Year two is going to bring increased scrutiny and attention. You can expect your CFO to be asking questions. Your finance team is going to be asking how to charge back effectively, how to review vendor agreements responsibly, and more. Cloud will be viewed differently as it moves from project-based to business processes and your CFO is going to want to have a least a tab in the budget spreadsheet that talks about cloud economics and measures what your status is.

It’s a natural progression as year one’s anecdotal success stories get out there in your organization, that you will generate increased awareness and interest in your cloud strategy. Plan now to build a mature process so you can handle these nature occurrences – the scrutiny and attention – to your advantage and build out organization wide support for your cloud business.

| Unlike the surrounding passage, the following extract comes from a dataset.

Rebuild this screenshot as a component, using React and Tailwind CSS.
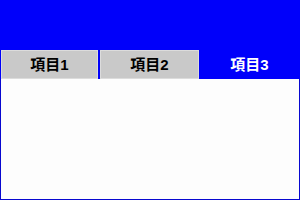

If your organization is prone to going into firefighting mode, you could handle the attention and scrutiny that comes in year two in that manner, but it will waste time and money and be harder to scale and sustain your success. So, use these three best practices now to build for a stronger future in the cloud. Some organizations had heavy planning in year one, but many used a more experimental approach. That needs to be matured in year two. You’ll be glad you did.